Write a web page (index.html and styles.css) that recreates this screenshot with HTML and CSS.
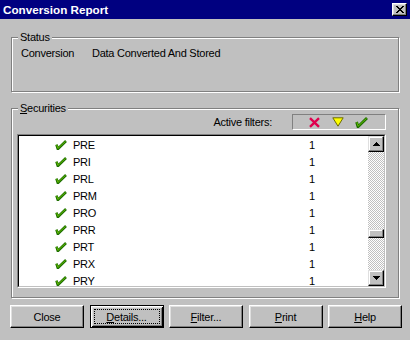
FILE: index.html
```html
<!DOCTYPE html>
<html>
<head>
<meta charset="utf-8">
<title>Conversion Report</title>
<link rel="stylesheet" href="styles.css">
</head>
<body>
<div class="window">
  <div class="titlebar">
    <span class="title">Conversion Report</span>
    <span class="title-close">
      <svg width="8" height="7" viewBox="0 0 8 7" shape-rendering="crispEdges"><path fill="#000" d="M0 0h2v1H0z M6 0h2v1H6z M1 1h2v1H1z M5 1h2v1H5z M2 2h4v1H2z M3 3h2v1H3z M2 4h4v1H2z M1 5h2v1H1z M5 5h2v1H5z M0 6h2v1H0z M6 6h2v1H6z"/></svg>
    </span>
  </div>
  <div class="content">
    <fieldset class="group status">
      <legend>Status</legend>
      <div class="status-row"><span class="status-label">Conversion</span><span>Data Converted And Stored</span></div>
    </fieldset>
    <fieldset class="group securities">
      <legend><u>S</u>ecurities</legend>
      <div class="sec-body">
        <div class="filter-bar">
          <span>Active filters:</span>
          <div class="filter-box">
            <svg class="ficon-x" width="13" height="11" viewBox="0 0 13 11"><path d="M2 1.2L11 9.8M11 1.2L2 9.8" stroke="#e0004e" stroke-width="2.4" fill="none"/></svg>
            <svg class="ficon-tri" width="12" height="10" viewBox="0 0 12 10"><path d="M0.8 0.8H11.2L6 9.2Z" fill="#ffff00" stroke="#6b6b00" stroke-width="1"/></svg>
            <svg class="ficon-check" width="13" height="11" viewBox="0 0 13 11"><path d="M1.6 5L3 9.8L12 1" stroke="#1c6e00" stroke-width="2.8" fill="none" stroke-linejoin="round"/><path d="M1.8 5.2L3.1 9.2L11.6 1.3" stroke="#6cc400" stroke-width="0.9" fill="none"/></svg>
          </div>
        </div>
        <div class="listbox">
          <div class="listbox-inner">
            <div class="rows">
              <div class="row"><svg class="check" width="12" height="10" viewBox="0 0 12 10"><path d="M1.5 4.6L2.8 9L11 1" stroke="#1c6e00" stroke-width="2.6" fill="none" stroke-linejoin="round"/><path d="M1.7 4.8L2.9 8.4L10.6 1.3" stroke="#6cc400" stroke-width="0.9" fill="none"/></svg><span class="name">PRE</span><span>1</span></div>
              <div class="row"><svg class="check" width="12" height="10" viewBox="0 0 12 10"><path d="M1.5 4.6L2.8 9L11 1" stroke="#1c6e00" stroke-width="2.6" fill="none" stroke-linejoin="round"/><path d="M1.7 4.8L2.9 8.4L10.6 1.3" stroke="#6cc400" stroke-width="0.9" fill="none"/></svg><span class="name">PRI</span><span>1</span></div>
              <div class="row"><svg class="check" width="12" height="10" viewBox="0 0 12 10"><path d="M1.5 4.6L2.8 9L11 1" stroke="#1c6e00" stroke-width="2.6" fill="none" stroke-linejoin="round"/><path d="M1.7 4.8L2.9 8.4L10.6 1.3" stroke="#6cc400" stroke-width="0.9" fill="none"/></svg><span class="name">PRL</span><span>1</span></div>
              <div class="row"><svg class="check" width="12" height="10" viewBox="0 0 12 10"><path d="M1.5 4.6L2.8 9L11 1" stroke="#1c6e00" stroke-width="2.6" fill="none" stroke-linejoin="round"/><path d="M1.7 4.8L2.9 8.4L10.6 1.3" stroke="#6cc400" stroke-width="0.9" fill="none"/></svg><span class="name">PRM</span><span>1</span></div>
              <div class="row"><svg class="check" width="12" height="10" viewBox="0 0 12 10"><path d="M1.5 4.6L2.8 9L11 1" stroke="#1c6e00" stroke-width="2.6" fill="none" stroke-linejoin="round"/><path d="M1.7 4.8L2.9 8.4L10.6 1.3" stroke="#6cc400" stroke-width="0.9" fill="none"/></svg><span class="name">PRO</span><span>1</span></div>
              <div class="row"><svg class="check" width="12" height="10" viewBox="0 0 12 10"><path d="M1.5 4.6L2.8 9L11 1" stroke="#1c6e00" stroke-width="2.6" fill="none" stroke-linejoin="round"/><path d="M1.7 4.8L2.9 8.4L10.6 1.3" stroke="#6cc400" stroke-width="0.9" fill="none"/></svg><span class="name">PRR</span><span>1</span></div>
              <div class="row"><svg class="check" width="12" height="10" viewBox="0 0 12 10"><path d="M1.5 4.6L2.8 9L11 1" stroke="#1c6e00" stroke-width="2.6" fill="none" stroke-linejoin="round"/><path d="M1.7 4.8L2.9 8.4L10.6 1.3" stroke="#6cc400" stroke-width="0.9" fill="none"/></svg><span class="name">PRT</span><span>1</span></div>
              <div class="row"><svg class="check" width="12" height="10" viewBox="0 0 12 10"><path d="M1.5 4.6L2.8 9L11 1" stroke="#1c6e00" stroke-width="2.6" fill="none" stroke-linejoin="round"/><path d="M1.7 4.8L2.9 8.4L10.6 1.3" stroke="#6cc400" stroke-width="0.9" fill="none"/></svg><span class="name">PRX</span><span>1</span></div>
              <div class="row"><svg class="check" width="12" height="10" viewBox="0 0 12 10"><path d="M1.5 4.6L2.8 9L11 1" stroke="#1c6e00" stroke-width="2.6" fill="none" stroke-linejoin="round"/><path d="M1.7 4.8L2.9 8.4L10.6 1.3" stroke="#6cc400" stroke-width="0.9" fill="none"/></svg><span class="name">PRY</span><span>1</span></div>
            </div>
            <div class="scrollbar">
              <div class="sb-btn"><svg width="7" height="4" viewBox="0 0 7 4" shape-rendering="crispEdges"><path d="M3 0h1v1H3z M2 1h3v1H2z M1 2h5v1H1z M0 3h7v1H0z"/></svg></div>
              <div class="sb-track"><div class="sb-thumb"></div></div>
              <div class="sb-btn"><svg width="7" height="4" viewBox="0 0 7 4" shape-rendering="crispEdges"><path d="M0 0h7v1H0z M1 1h5v1H1z M2 2h3v1H2z M3 3h1v1H3z"/></svg></div>
            </div>
          </div>
        </div>
      </div>
    </fieldset>
    <div class="buttons">
      <button class="btn">Close</button>
      <button class="btn btn-default"><span class="focus"><u>D</u>etails...</span></button>
      <button class="btn"><u>F</u>ilter...</button>
      <button class="btn"><u>P</u>rint</button>
      <button class="btn"><u>H</u>elp</button>
    </div>
  </div>
</div>
</body>
</html>
```

FILE: styles.css
```css
* { box-sizing: border-box; }
html, body { margin: 0; padding: 0; }
body {
  width: 410px;
  height: 340px;
  overflow: hidden;
  background: #c0c0c0;
  color: #000;
  font-family: "Liberation Sans", Arial, sans-serif;
  font-size: 11px;
  letter-spacing: -0.25px;
}
.window {
  width: 410px;
  height: 340px;
  display: flex;
  flex-direction: column;
}
.titlebar {
  height: 19px;
  background: #000080;
  color: #fff;
  display: flex;
  align-items: center;
  justify-content: space-between;
  padding: 0 3px 0 3px;
}
.title {
  font-weight: bold;
  font-size: 11.7px;
  letter-spacing: 0;
}
.title-close {
  width: 15px;
  height: 13px;
  background: #c0c0c0;
  border: 1px solid;
  border-color: #fff #000 #000 #fff;
  box-shadow: inset -1px -1px 0 #808080, inset 1px 1px 0 #dfdfdf;
  display: flex;
  align-items: center;
  justify-content: center;
}
.content {
  padding: 12px 11px 0 11px;
  display: flex;
  flex-direction: column;
}
.group {
  margin: 0;
  padding: 0;
  min-width: 0;
  border: 1px solid #808080;
  box-shadow: inset 1px 1px 0 #fff, 1px 1px 0 #fff;
}
.group legend {
  margin-left: 6px;
  padding: 0 2px;
  line-height: 13px;
  background: #c0c0c0;
}
.status { height: 61px; }
.status-row {
  display: flex;
  padding: 3px 0 0 9px;
  line-height: 13px;
}
.status-label { width: 71px; }
.securities {
  margin-top: 10px;
  height: 196px;
}
.sec-body {
  padding: 0 12px 0 5px;
  display: flex;
  flex-direction: column;
}
.filter-bar {
  display: flex;
  justify-content: flex-end;
  align-items: center;
  gap: 20px;
  margin-top: -1px;
  height: 16px;
}
.filter-box {
  width: 94px;
  height: 16px;
  border: 1px solid;
  border-color: #808080 #fff #fff #808080;
  display: flex;
  align-items: center;
  padding-left: 15px;
  gap: 11px;
}
.listbox {
  margin-top: 4px;
  height: 154px;
  border: 1px solid;
  border-color: #808080 #fff #fff #808080;
}
.listbox-inner {
  height: 100%;
  border: 1px solid;
  border-color: #000 #c0c0c0 #c0c0c0 #000;
  background: #fff;
  display: flex;
}
.rows {
  flex: 1;
  overflow: hidden;
}
.row {
  height: 17px;
  display: flex;
  align-items: center;
  padding-left: 36px;
}
.check {
  flex: none;
  margin-right: 6px;
}
.name { width: 236px; }
.scrollbar {
  width: 16px;
  flex: none;
  display: flex;
  flex-direction: column;
}
.sb-btn {
  height: 16px;
  flex: none;
  background: #c0c0c0;
  border: 1px solid;
  border-color: #dfdfdf #000 #000 #dfdfdf;
  box-shadow: inset -1px -1px 0 #808080, inset 1px 1px 0 #fff;
  display: flex;
  align-items: center;
  justify-content: center;
}
.sb-track {
  flex: 1;
  background-color: #c0c0c0;
  background-image: conic-gradient(#fff 25%, #c0c0c0 0 50%, #fff 0 75%, #c0c0c0 0);
  background-size: 2px 2px;
}
.sb-thumb {
  margin-top: 77px;
  height: 9px;
  background: #c0c0c0;
  border: 1px solid;
  border-color: #dfdfdf #000 #000 #dfdfdf;
  box-shadow: inset -1px -1px 0 #808080, inset 1px 1px 0 #fff;
}
.buttons {
  display: flex;
  gap: 5.5px;
  margin: 7px 0 0 -1px;
}
.btn {
  flex: none;
  width: 74px;
  height: 23px;
  padding: 0;
  margin: 0;
  font: inherit;
  letter-spacing: inherit;
  color: #000;
  background: #c0c0c0;
  border: 1px solid;
  border-color: #fff #000 #000 #fff;
  box-shadow: inset -1px -1px 0 #808080, inset 1px 1px 0 #dfdfdf;
  display: flex;
  align-items: center;
  justify-content: center;
}
.btn-default {
  border: 1px solid #000;
  box-shadow: inset 1px 1px 0 #fff, inset -1px -1px 0 #000, inset 2px 2px 0 #dfdfdf, inset -2px -2px 0 #808080;
  padding: 3px;
}
.focus {
  flex: 1;
  align-self: stretch;
  border: 1px dotted #000;
  display: flex;
  align-items: center;
  justify-content: center;
}
```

* What you have to do: Copy out all lines from the material above that contain the string "index".

* Task response:
Write a web page (index.html and styles.css) that recreates this screenshot with HTML and CSS.
FILE: index.html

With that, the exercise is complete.